Collected data:

┄┄┄┄┄┄┄┄┄┄

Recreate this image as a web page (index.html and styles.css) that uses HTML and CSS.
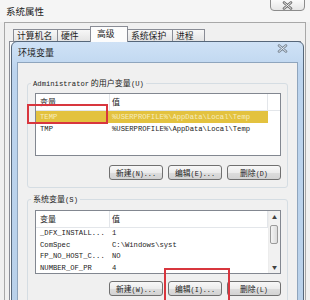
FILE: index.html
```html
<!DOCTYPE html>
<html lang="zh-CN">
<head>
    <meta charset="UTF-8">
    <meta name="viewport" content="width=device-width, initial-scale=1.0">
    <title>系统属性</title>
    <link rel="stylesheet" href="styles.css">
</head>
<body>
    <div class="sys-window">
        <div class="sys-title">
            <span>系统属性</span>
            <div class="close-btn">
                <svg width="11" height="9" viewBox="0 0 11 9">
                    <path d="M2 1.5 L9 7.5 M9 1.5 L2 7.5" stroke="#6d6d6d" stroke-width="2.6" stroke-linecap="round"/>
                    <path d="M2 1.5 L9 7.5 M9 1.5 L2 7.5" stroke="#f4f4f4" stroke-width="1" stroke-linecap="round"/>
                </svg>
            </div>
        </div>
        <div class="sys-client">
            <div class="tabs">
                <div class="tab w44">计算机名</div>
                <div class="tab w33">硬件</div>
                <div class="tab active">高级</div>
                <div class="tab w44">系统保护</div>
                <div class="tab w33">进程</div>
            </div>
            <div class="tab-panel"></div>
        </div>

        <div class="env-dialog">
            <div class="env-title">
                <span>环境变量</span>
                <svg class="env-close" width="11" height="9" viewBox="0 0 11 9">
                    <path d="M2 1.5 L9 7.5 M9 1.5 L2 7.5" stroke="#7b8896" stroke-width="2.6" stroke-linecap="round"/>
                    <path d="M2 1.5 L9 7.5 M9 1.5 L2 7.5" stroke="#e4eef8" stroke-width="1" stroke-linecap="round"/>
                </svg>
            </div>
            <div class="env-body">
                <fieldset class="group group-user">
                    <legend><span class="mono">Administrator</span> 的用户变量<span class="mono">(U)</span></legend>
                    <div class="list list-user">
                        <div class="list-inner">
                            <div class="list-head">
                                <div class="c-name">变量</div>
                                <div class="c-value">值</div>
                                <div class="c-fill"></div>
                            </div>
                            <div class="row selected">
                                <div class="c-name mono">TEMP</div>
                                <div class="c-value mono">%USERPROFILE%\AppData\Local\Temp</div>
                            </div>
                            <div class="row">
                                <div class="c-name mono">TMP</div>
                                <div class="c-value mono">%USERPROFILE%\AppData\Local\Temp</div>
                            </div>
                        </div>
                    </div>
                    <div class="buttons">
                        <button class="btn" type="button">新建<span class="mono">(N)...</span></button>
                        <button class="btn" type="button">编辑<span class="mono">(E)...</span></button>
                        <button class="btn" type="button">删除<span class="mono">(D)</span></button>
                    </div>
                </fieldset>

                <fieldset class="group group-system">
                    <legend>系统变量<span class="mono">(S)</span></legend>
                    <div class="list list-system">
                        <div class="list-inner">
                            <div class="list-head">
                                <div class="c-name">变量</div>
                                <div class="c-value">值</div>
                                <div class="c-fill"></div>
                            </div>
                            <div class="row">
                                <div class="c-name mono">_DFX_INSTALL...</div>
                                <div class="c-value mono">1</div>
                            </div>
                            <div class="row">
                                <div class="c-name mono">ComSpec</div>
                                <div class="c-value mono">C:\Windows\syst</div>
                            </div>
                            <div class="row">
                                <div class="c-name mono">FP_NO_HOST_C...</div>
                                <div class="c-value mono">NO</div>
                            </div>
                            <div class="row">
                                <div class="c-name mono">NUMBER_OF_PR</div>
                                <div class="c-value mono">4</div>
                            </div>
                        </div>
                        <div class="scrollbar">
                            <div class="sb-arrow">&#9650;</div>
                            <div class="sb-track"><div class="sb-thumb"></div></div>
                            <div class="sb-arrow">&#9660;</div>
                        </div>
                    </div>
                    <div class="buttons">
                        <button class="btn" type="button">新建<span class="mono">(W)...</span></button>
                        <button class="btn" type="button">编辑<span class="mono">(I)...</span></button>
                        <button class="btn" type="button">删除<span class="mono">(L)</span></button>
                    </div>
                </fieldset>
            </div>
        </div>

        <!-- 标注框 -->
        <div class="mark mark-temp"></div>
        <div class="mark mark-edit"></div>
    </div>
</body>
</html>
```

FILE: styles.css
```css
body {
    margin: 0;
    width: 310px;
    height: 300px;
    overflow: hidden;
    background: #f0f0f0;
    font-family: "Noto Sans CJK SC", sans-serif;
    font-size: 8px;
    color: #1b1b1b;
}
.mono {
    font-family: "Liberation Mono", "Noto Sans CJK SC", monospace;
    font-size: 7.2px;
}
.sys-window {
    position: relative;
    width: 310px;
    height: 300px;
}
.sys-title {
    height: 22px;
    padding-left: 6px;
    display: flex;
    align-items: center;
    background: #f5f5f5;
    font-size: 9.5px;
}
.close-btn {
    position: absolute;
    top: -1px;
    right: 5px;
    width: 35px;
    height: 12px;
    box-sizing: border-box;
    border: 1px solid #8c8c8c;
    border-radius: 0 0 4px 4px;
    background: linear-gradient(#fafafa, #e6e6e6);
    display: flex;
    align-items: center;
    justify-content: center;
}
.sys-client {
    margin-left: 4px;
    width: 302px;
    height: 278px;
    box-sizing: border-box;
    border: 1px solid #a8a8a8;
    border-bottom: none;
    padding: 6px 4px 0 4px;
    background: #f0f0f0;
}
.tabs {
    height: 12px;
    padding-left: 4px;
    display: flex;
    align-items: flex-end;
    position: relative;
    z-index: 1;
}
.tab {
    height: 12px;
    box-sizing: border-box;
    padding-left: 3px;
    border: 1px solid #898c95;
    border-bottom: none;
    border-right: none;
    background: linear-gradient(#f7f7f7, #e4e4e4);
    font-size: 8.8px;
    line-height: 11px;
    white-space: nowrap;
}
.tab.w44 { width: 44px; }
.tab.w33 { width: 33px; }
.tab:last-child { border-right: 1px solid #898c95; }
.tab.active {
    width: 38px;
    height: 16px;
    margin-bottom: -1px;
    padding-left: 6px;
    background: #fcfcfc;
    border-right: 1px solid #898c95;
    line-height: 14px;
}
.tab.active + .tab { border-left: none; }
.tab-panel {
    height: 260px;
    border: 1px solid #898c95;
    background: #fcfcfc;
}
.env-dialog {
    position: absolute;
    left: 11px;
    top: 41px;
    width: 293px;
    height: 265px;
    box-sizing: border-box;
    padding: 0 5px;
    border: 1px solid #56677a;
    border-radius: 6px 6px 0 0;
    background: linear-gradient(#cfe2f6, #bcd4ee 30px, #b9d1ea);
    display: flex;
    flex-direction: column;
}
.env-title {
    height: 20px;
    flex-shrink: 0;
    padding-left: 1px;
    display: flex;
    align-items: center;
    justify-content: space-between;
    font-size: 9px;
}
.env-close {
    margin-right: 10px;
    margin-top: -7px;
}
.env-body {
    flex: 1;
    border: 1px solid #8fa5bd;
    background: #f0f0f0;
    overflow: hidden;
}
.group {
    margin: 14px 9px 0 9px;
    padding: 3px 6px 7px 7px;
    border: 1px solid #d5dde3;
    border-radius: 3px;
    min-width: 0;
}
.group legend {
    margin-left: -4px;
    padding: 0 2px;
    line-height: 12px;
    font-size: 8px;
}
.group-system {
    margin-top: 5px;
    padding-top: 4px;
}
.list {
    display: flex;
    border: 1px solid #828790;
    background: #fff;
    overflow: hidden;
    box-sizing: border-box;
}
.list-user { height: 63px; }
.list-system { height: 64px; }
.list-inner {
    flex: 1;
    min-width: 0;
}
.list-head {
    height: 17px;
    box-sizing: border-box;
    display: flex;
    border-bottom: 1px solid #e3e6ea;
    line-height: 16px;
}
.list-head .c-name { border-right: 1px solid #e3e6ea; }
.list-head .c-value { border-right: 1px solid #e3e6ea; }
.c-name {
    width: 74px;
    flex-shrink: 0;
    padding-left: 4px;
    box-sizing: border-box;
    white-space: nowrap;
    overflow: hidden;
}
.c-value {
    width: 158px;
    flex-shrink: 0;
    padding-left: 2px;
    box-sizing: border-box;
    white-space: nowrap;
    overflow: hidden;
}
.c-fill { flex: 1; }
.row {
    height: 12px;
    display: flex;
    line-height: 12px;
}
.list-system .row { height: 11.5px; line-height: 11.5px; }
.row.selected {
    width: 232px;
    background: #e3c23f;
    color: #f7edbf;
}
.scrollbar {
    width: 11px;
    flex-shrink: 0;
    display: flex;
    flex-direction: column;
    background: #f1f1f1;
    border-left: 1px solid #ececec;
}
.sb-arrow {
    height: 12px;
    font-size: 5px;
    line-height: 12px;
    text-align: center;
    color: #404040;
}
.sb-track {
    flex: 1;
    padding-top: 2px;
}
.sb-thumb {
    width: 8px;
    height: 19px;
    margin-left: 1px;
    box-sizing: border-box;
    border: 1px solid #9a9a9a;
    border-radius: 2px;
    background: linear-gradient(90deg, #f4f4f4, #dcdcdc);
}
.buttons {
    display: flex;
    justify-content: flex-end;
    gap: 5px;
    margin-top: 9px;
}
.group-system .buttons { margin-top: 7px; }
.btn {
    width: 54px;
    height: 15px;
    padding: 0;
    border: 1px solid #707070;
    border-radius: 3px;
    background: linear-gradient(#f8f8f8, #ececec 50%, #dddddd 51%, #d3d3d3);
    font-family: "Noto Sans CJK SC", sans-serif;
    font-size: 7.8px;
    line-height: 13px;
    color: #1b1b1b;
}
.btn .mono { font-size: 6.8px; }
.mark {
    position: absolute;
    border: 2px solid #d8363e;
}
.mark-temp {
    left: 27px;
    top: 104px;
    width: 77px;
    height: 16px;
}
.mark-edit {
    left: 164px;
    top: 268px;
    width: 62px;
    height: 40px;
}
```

┄┄┄┄┄┄┄┄┄┄

Aim of the task: Find the lines containing "index" and pull them out.

Solution:
Recreate this image as a web page (index.html and styles.css) that uses HTML and CSS.
FILE: index.html
    z-index: 1;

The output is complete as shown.